# Objective:
An exact copy of all the data is required, with pictures left out.

# Raw data:
◇ ◇ ◇
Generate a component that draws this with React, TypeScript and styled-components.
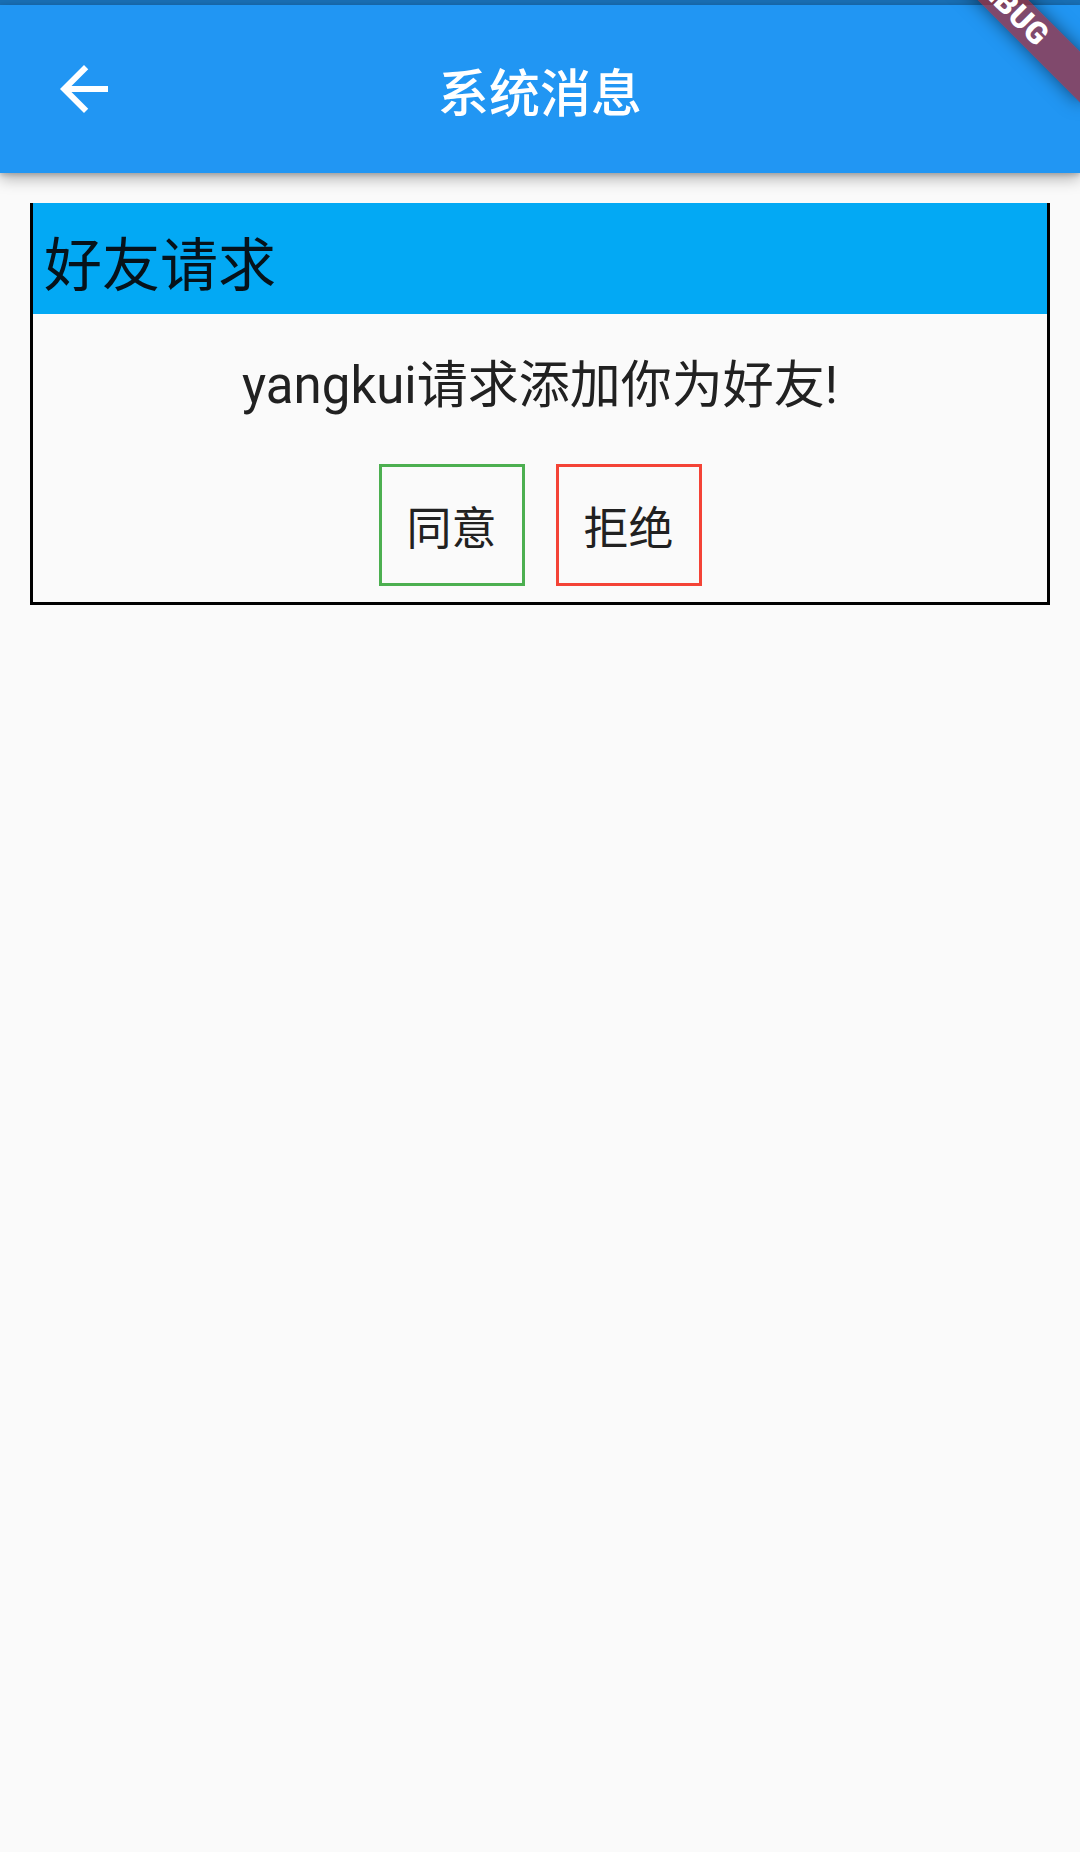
import React from "react";
import styled, { createGlobalStyle } from "styled-components";

const GlobalStyle = createGlobalStyle`
  html, body {
    margin: 0;
    padding: 0;
    background: #fafafa;
  }
  * { box-sizing: border-box; }
`;

const Screen = styled.div`
  position: relative;
  width: 1080px;
  height: 1852px;
  overflow: hidden;
  background: #fafafa;
  font-family: Roboto, "Noto Sans CJK SC", sans-serif;
`;

const StatusStrip = styled.div`
  height: 5px;
  background: #1970b6;
`;

const AppBar = styled.header`
  position: relative;
  z-index: 1;
  height: 168px;
  display: grid;
  grid-template-columns: 168px 1fr 168px;
  align-items: center;
  background: #2196f3;
  box-shadow: 0 6px 14px rgba(0, 0, 0, 0.28), 0 2px 5px rgba(0, 0, 0, 0.18);
`;

const BackButton = styled.button`
  width: 168px;
  height: 168px;
  display: flex;
  align-items: center;
  justify-content: center;
  padding: 0;
  border: none;
  background: transparent;
  color: #fff;
`;

const Title = styled.h1`
  margin: 0;
  text-align: center;
  color: #fff;
  font-size: 51px;
  font-weight: 500;
  line-height: 1;
  padding-top: 10px;
`;

const Content = styled.main`
  padding: 30px;
`;

const Card = styled.section`
  border: 3px solid #000;
  border-top: none;
`;

const CardHeader = styled.div`
  height: 111px;
  display: flex;
  align-items: center;
  padding: 4px 0 0 11px;
  background: #03a9f4;
  color: #06121a;
  font-size: 58px;
`;

const CardBody = styled.div`
  display: flex;
  flex-direction: column;
  align-items: center;
  padding: 42px 0 16px;
`;

const Message = styled.p`
  margin: 0;
  color: #212121;
  font-size: 51px;
  line-height: 60px;
`;

const Actions = styled.div`
  display: flex;
  gap: 31px;
  margin-top: 48px;
`;

const ActionButton = styled.button<{ $tone: string }>`
  width: 146px;
  height: 122px;
  display: flex;
  align-items: center;
  justify-content: center;
  padding: 0;
  border: 3px solid ${(p) => p.$tone};
  background: transparent;
  color: #212121;
  font-family: Roboto, "Noto Sans CJK SC", sans-serif;
  font-size: 45px;
`;

const DebugBanner = styled.div`
  position: absolute;
  left: 888px;
  top: -13px;
  width: 240px;
  height: 36px;
  transform: rotate(45deg);
  background: rgba(183, 28, 28, 0.63);
  box-shadow: 0 0 18px rgba(0, 0, 0, 0.5);
  color: #fff;
  font-family: Roboto, "Liberation Sans", sans-serif;
  font-weight: 900;
  font-size: 30.6px;
  line-height: 36px;
  text-align: center;
  letter-spacing: 0.5px;
  z-index: 5;
`;

const ArrowBack = () => (
  <svg width="72" height="72" viewBox="0 0 24 24" fill="currentColor">
    <path d="M20 11H7.83l5.59-5.59L12 4l-8 8 8 8 1.41-1.41L7.83 13H20v-2z" />
  </svg>
);

export default function App() {
  return (
    <Screen>
      <GlobalStyle />
      <StatusStrip />
      <AppBar>
        <BackButton aria-label="返回">
          <ArrowBack />
        </BackButton>
        <Title>系统消息</Title>
        <span />
      </AppBar>
      <Content>
        <Card>
          <CardHeader>好友请求</CardHeader>
          <CardBody>
            <Message>yangkui请求添加你为好友!</Message>
            <Actions>
              <ActionButton $tone="#4caf50">同意</ActionButton>
              <ActionButton $tone="#f44336">拒绝</ActionButton>
            </Actions>
          </CardBody>
        </Card>
      </Content>
      <DebugBanner>DEBUG</DebugBanner>
    </Screen>
  );
}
◇ ◇ ◇
# Solved problem:
Generate a component that draws this with React, TypeScript and styled-components.
import React from "react";
import styled, { createGlobalStyle } from "styled-components";

const GlobalStyle = createGlobalStyle`
  html, body {
    margin: 0;
    padding: 0;
    background: #fafafa;
  }
  * { box-sizing: border-box; }
`;

const Screen = styled.div`
  position: relative;
  width: 1080px;
  height: 1852px;
  overflow: hidden;
  background: #fafafa;
  font-family: Roboto, "Noto Sans CJK SC", sans-serif;
`;

const StatusStrip = styled.div`
  height: 5px;
  background: #1970b6;
`;

const AppBar = styled.header`
  position: relative;
  z-index: 1;
  height: 168px;
  display: grid;
  grid-template-columns: 168px 1fr 168px;
  align-items: center;
  background: #2196f3;
  box-shadow: 0 6px 14px rgba(0, 0, 0, 0.28), 0 2px 5px rgba(0, 0, 0, 0.18);
`;

const BackButton = styled.button`
  width: 168px;
  height: 168px;
  display: flex;
  align-items: center;
  justify-content: center;
  padding: 0;
  border: none;
  background: transparent;
  color: #fff;
`;

const Title = styled.h1`
  margin: 0;
  text-align: center;
  color: #fff;
  font-size: 51px;
  font-weight: 500;
  line-height: 1;
  padding-top: 10px;
`;

const Content = styled.main`
  padding: 30px;
`;

const Card = styled.section`
  border: 3px solid #000;
  border-top: none;
`;

const CardHeader = styled.div`
  height: 111px;
  display: flex;
  align-items: center;
  padding: 4px 0 0 11px;
  background: #03a9f4;
  color: #06121a;
  font-size: 58px;
`;

const CardBody = styled.div`
  display: flex;
  flex-direction: column;
  align-items: center;
  padding: 42px 0 16px;
`;

const Message = styled.p`
  margin: 0;
  color: #212121;
  font-size: 51px;
  line-height: 60px;
`;

const Actions = styled.div`
  display: flex;
  gap: 31px;
  margin-top: 48px;
`;

const ActionButton = styled.button<{ $tone: string }>`
  width: 146px;
  height: 122px;
  display: flex;
  align-items: center;
  justify-content: center;
  padding: 0;
  border: 3px solid ${(p) => p.$tone};
  background: transparent;
  color: #212121;
  font-family: Roboto, "Noto Sans CJK SC", sans-serif;
  font-size: 45px;
`;

const DebugBanner = styled.div`
  position: absolute;
  left: 888px;
  top: -13px;
  width: 240px;
  height: 36px;
  transform: rotate(45deg);
  background: rgba(183, 28, 28, 0.63);
  box-shadow: 0 0 18px rgba(0, 0, 0, 0.5);
  color: #fff;
  font-family: Roboto, "Liberation Sans", sans-serif;
  font-weight: 900;
  font-size: 30.6px;
  line-height: 36px;
  text-align: center;
  letter-spacing: 0.5px;
  z-index: 5;
`;

const ArrowBack = () => (
  <svg width="72" height="72" viewBox="0 0 24 24" fill="currentColor">
    <path d="M20 11H7.83l5.59-5.59L12 4l-8 8 8 8 1.41-1.41L7.83 13H20v-2z" />
  </svg>
);

export default function App() {
  return (
    <Screen>
      <GlobalStyle />
      <StatusStrip />
      <AppBar>
        <BackButton aria-label="返回">
          <ArrowBack />
        </BackButton>
        <Title>系统消息</Title>
        <span />
      </AppBar>
      <Content>
        <Card>
          <CardHeader>好友请求</CardHeader>
          <CardBody>
            <Message>yangkui请求添加你为好友!</Message>
            <Actions>
              <ActionButton $tone="#4caf50">同意</ActionButton>
              <ActionButton $tone="#f44336">拒绝</ActionButton>
            </Actions>
          </CardBody>
        </Card>
      </Content>
      <DebugBanner>DEBUG</DebugBanner>
    </Screen>
  );
}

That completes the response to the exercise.